WRITTEN TASK | Each line that contains the string "down" counts once; report how many such lines appear in the data, as a number only.

[Start of MATERIAL]

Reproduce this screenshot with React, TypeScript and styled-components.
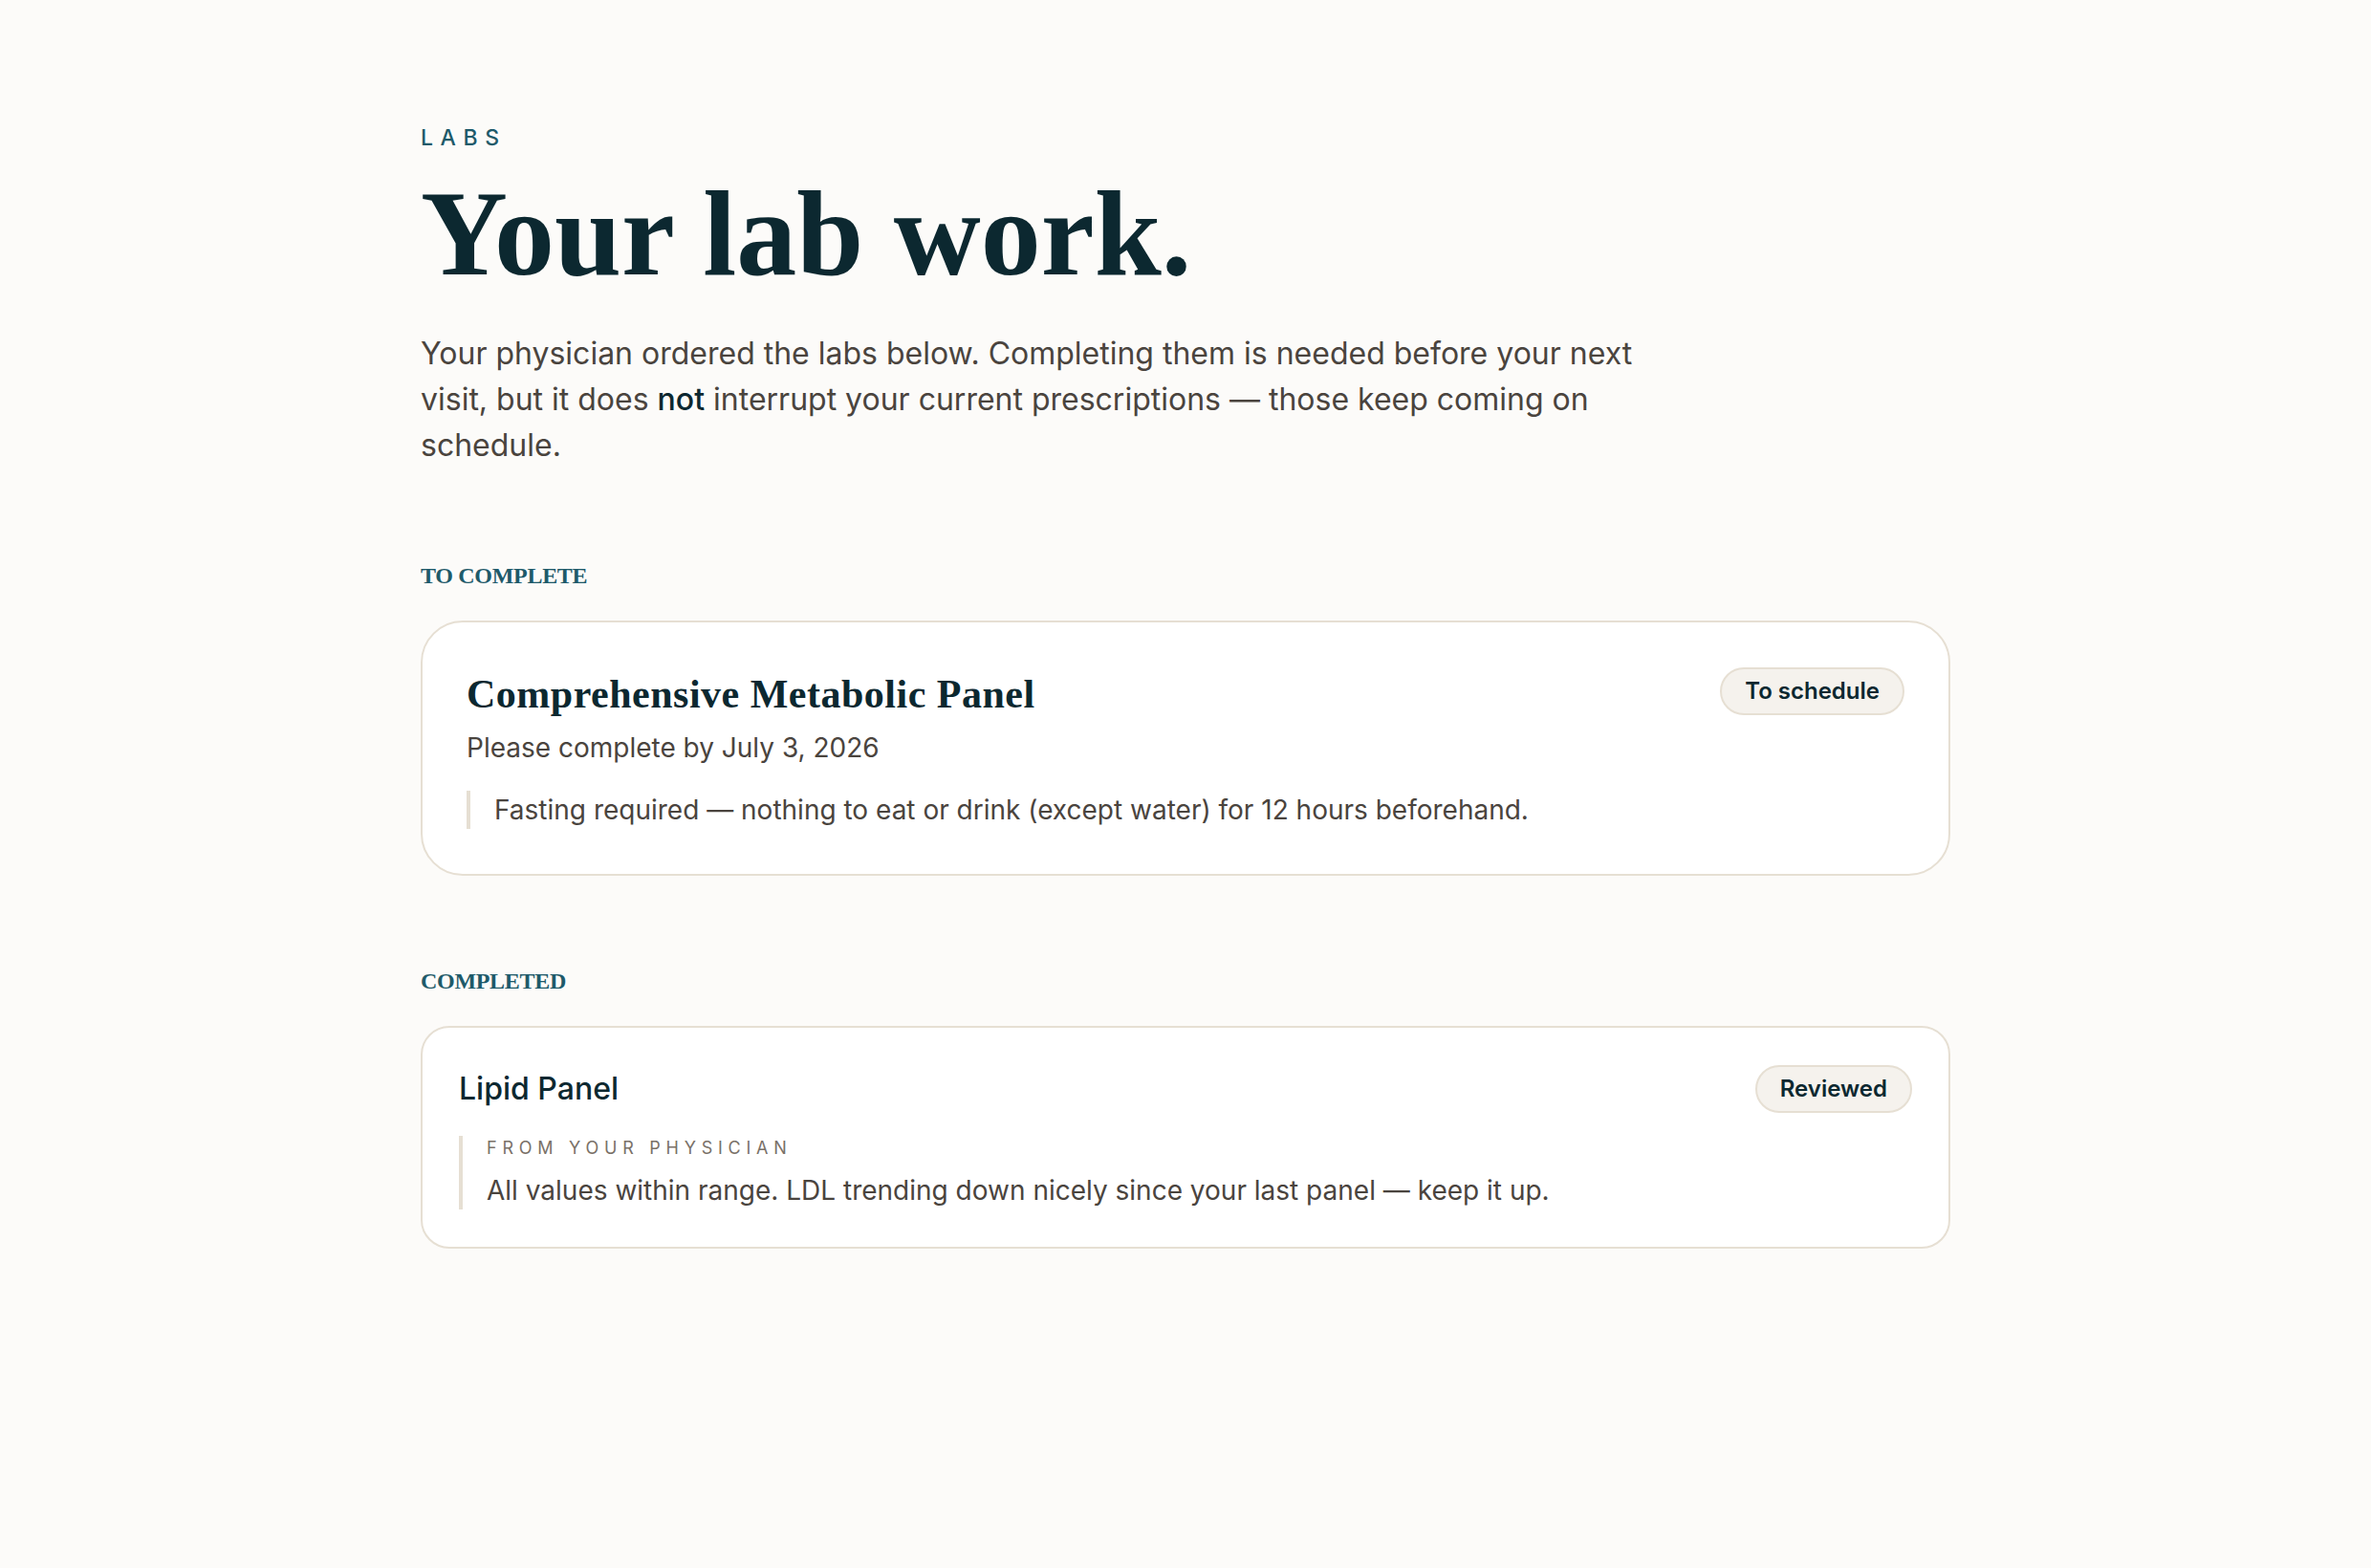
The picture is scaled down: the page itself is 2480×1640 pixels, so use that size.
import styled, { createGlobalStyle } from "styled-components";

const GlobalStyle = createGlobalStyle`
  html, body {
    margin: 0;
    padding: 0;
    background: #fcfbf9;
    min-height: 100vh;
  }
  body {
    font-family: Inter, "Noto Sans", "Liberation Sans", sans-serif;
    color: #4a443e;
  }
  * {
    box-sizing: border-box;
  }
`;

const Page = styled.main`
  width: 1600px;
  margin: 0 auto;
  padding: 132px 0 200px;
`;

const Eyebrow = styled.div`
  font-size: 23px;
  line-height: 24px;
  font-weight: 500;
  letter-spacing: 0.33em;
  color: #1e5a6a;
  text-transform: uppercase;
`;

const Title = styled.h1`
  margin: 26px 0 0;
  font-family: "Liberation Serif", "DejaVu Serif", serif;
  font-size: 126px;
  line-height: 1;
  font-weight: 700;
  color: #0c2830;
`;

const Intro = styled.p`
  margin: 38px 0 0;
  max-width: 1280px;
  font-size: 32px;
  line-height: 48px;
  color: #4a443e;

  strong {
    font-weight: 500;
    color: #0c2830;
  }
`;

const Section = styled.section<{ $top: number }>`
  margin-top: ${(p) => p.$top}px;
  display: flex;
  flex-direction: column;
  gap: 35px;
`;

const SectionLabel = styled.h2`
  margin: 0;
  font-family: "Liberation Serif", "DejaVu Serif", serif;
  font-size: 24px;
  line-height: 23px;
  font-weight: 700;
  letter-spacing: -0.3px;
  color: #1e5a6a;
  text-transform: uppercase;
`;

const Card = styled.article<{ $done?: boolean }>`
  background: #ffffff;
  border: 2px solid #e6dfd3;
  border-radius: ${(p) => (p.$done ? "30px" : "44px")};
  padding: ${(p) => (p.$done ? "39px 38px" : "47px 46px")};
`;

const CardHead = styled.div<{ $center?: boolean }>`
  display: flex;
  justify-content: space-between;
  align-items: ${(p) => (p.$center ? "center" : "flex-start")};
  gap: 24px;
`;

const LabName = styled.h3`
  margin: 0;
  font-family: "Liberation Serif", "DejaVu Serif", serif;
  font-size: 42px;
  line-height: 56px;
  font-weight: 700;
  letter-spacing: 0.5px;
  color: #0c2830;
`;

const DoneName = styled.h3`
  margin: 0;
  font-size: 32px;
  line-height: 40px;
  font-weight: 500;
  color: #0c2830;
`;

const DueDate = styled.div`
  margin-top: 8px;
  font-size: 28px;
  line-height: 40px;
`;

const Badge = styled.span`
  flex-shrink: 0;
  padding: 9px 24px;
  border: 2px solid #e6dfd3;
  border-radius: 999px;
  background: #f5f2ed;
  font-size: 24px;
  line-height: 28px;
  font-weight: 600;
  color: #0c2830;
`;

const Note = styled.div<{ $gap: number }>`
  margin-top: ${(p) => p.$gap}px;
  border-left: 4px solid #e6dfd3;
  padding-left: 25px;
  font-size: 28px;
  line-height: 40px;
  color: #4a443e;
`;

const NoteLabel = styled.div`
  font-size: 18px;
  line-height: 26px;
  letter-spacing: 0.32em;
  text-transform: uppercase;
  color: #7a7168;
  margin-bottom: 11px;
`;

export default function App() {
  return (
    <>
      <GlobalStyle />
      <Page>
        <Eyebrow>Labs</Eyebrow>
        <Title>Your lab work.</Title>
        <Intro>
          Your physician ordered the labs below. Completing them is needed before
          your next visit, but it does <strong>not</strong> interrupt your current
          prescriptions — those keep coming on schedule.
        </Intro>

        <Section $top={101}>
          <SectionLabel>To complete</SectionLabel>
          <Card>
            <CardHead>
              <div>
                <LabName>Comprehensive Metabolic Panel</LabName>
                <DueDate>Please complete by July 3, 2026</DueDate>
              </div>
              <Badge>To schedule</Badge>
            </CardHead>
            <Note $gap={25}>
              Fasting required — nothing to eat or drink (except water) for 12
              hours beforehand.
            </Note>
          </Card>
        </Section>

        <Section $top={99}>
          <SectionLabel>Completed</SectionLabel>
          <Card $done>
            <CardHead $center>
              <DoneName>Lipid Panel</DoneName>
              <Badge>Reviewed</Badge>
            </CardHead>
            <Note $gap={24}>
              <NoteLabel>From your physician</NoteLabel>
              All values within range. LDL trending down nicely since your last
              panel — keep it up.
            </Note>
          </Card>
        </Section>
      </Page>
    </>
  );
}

[End of MATERIAL]

ANSWER TO THIS PROBLEM | 2